[Collected data entries]
************

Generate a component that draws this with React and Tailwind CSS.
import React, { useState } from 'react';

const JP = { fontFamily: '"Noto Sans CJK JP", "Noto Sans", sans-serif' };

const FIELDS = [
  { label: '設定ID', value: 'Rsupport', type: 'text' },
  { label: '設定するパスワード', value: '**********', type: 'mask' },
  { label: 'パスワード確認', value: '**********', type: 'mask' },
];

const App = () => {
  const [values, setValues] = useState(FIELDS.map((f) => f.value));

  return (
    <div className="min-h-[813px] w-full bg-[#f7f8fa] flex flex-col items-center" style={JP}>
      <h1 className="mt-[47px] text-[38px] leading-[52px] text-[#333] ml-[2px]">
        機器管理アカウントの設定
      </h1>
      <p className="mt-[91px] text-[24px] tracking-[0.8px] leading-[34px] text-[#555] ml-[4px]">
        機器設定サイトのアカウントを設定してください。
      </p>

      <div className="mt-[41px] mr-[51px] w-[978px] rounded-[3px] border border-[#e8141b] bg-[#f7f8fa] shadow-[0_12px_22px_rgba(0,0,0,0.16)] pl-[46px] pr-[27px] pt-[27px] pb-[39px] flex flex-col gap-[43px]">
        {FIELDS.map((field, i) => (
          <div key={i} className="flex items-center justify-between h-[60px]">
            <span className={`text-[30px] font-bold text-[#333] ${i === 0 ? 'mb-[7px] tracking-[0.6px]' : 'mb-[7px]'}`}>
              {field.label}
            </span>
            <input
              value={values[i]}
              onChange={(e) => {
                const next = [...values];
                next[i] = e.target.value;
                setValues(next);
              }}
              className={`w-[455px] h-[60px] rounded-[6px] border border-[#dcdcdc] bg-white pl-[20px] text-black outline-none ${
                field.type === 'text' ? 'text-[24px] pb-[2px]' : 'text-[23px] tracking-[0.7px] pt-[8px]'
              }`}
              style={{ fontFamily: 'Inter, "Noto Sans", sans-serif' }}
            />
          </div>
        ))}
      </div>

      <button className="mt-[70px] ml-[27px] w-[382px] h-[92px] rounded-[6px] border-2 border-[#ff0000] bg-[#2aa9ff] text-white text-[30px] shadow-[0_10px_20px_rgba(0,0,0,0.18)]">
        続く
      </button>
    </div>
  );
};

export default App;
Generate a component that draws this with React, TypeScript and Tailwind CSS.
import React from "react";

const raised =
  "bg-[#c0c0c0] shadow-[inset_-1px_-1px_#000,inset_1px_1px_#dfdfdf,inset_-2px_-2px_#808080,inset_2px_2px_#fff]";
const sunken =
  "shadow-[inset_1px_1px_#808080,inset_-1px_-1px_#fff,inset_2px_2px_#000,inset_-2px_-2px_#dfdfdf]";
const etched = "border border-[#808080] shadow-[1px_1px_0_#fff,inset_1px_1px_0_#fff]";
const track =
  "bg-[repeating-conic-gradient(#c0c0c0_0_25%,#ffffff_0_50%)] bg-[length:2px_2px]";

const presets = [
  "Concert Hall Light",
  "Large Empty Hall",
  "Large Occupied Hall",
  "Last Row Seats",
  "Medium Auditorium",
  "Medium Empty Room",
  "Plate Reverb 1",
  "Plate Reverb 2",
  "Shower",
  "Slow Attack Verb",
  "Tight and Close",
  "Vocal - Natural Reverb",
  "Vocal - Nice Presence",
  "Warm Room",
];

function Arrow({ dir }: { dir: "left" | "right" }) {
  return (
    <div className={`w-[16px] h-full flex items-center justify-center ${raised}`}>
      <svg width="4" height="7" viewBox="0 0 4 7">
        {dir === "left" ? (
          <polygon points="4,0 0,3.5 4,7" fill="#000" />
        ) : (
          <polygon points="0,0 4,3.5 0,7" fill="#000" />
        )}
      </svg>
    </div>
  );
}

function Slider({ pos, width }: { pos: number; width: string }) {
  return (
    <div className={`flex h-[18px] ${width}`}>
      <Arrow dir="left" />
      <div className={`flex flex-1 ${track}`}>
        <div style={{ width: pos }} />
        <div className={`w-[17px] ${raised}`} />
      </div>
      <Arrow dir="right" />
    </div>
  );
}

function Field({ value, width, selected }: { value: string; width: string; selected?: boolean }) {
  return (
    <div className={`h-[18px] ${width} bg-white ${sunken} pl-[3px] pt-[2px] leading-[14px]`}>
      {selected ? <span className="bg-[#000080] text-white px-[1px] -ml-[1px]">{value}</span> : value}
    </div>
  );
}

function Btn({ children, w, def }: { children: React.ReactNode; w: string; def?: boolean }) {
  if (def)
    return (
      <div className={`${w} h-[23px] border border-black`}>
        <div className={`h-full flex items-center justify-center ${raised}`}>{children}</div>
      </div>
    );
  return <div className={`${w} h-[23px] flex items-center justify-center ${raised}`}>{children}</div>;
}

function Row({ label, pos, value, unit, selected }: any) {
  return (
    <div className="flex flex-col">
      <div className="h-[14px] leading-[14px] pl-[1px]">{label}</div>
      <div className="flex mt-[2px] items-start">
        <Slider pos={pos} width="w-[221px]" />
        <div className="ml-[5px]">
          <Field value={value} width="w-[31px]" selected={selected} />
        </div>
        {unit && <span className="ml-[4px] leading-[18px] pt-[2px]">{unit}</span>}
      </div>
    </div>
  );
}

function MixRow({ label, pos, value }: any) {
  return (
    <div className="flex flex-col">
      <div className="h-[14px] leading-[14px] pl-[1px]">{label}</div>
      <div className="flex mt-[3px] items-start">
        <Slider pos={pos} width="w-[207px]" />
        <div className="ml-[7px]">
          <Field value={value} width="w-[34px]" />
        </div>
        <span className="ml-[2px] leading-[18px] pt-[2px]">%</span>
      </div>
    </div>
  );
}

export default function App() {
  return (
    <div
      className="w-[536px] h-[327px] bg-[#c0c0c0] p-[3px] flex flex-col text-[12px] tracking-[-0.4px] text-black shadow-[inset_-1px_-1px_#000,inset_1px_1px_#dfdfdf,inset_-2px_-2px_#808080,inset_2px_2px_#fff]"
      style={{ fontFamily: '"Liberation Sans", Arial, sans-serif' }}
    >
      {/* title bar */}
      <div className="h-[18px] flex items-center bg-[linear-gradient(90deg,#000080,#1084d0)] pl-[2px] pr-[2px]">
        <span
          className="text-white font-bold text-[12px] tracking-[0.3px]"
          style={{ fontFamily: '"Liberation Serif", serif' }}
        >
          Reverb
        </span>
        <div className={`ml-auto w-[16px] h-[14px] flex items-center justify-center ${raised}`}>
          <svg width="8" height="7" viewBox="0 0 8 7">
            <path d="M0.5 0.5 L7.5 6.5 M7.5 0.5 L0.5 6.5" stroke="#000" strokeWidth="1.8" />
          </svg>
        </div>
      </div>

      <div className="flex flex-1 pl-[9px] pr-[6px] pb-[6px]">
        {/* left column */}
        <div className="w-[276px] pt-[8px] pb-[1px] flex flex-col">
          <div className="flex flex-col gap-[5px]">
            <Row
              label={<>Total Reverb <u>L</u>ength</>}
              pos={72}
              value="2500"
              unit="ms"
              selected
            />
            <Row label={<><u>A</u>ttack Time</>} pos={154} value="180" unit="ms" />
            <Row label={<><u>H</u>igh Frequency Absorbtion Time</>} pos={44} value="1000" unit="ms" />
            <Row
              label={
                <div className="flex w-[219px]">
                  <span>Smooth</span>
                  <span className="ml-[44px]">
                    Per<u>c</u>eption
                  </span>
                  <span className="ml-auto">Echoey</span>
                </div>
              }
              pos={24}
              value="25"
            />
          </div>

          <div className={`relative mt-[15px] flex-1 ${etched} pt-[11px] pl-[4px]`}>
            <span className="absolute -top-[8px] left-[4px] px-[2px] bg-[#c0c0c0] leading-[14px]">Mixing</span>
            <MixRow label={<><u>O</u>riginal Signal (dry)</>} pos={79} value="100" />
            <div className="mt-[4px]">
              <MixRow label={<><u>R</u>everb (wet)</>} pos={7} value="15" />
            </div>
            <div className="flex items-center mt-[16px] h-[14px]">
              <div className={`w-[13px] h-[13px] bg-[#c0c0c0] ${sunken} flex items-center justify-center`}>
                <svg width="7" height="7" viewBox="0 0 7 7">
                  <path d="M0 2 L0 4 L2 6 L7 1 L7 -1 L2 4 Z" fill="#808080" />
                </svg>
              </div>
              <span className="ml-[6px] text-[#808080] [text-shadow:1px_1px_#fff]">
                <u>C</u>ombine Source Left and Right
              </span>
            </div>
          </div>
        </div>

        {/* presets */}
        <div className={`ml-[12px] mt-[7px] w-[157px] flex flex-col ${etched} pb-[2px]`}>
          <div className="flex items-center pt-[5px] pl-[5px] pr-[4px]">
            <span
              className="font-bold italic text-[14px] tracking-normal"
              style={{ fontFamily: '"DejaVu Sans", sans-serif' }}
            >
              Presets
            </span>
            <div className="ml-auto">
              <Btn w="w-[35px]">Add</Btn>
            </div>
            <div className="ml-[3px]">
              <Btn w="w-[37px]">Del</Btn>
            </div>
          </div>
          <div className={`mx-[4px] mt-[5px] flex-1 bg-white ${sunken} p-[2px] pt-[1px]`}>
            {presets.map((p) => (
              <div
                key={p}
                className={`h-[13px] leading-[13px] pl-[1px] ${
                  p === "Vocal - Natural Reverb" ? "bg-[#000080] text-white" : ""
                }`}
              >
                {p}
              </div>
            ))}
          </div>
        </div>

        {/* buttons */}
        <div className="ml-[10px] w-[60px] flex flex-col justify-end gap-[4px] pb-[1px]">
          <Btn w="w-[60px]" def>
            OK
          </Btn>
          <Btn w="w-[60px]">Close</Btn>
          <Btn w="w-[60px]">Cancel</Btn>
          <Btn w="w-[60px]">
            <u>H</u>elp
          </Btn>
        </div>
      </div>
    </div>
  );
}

************

### GIVEN REQUEST
Write out the records exactly, starting at the first line and stopping after the line that contains "const [values, setValues]".

### REPLY TO THE TASK
Generate a component that draws this with React and Tailwind CSS.
import React, { useState } from 'react';

const JP = { fontFamily: '"Noto Sans CJK JP", "Noto Sans", sans-serif' };

const FIELDS = [
  { label: '設定ID', value: 'Rsupport', type: 'text' },
  { label: '設定するパスワード', value: '**********', type: 'mask' },
  { label: 'パスワード確認', value: '**********', type: 'mask' },
];

const App = () => {
  const [values, setValues] = useState(FIELDS.map((f) => f.value));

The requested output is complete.